I mean, why hate on sheep? They're just doing their thing like all animals.

Maybe it is only humans who get "sold" on things and make laws and ideologies and political parties and words and arguments and debates and over-complicated things and bother to think "WHY am I doing this?" Or "Oh dear God, why am I being forced to learn calculus in public school, because it is simply institutionalized torment."

I don't know of any other animals that do this, do you? I think it is kind of cool that we even ask why we do these things, and how we can do them better.
 
But... isn't that what all animals do? Don't wolves also simply just want their food, and their safety? Wolves also do what they do to get what they want, obliviously, without being sold on anything? They just want to eat sheep, or whatever it is they can prey on, to survive.

I mean, why hate on sheep? They're just doing their thing like all animals.

Maybe it is only humans who get "sold" on things and make laws and ideologies and political parties and words and arguments and debates and over-complicated things and bother to think "WHY am I doing this?" Or "Oh dear God, why am I being forced to learn calculus in public school, because it is simply institutionalized torment."
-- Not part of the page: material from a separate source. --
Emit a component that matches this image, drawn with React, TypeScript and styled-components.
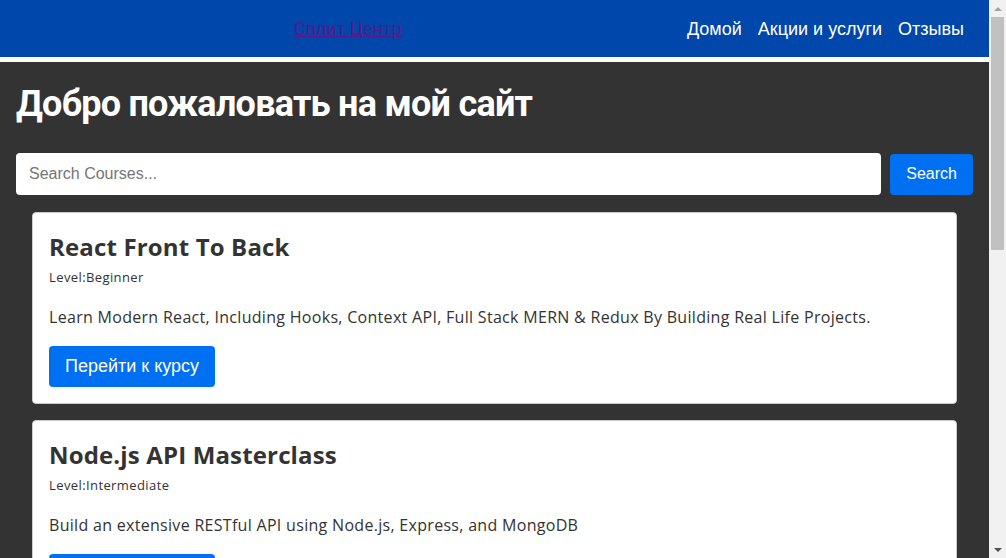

I don't know of any other animals that do this, do you? I think it is kind of cool that we even ask why we do these things, and how we can do them better.

Who is hating? That's how things are, without subjective value judgments.

The trick is when things go bad, where people believe they are fully autonomous islands and as a result start questioning the state of their lives, why things suck, why they aren't happy, when all along they've either been somehow acquiescent with what they come to learn is detrimental, or have been taught detrimental values.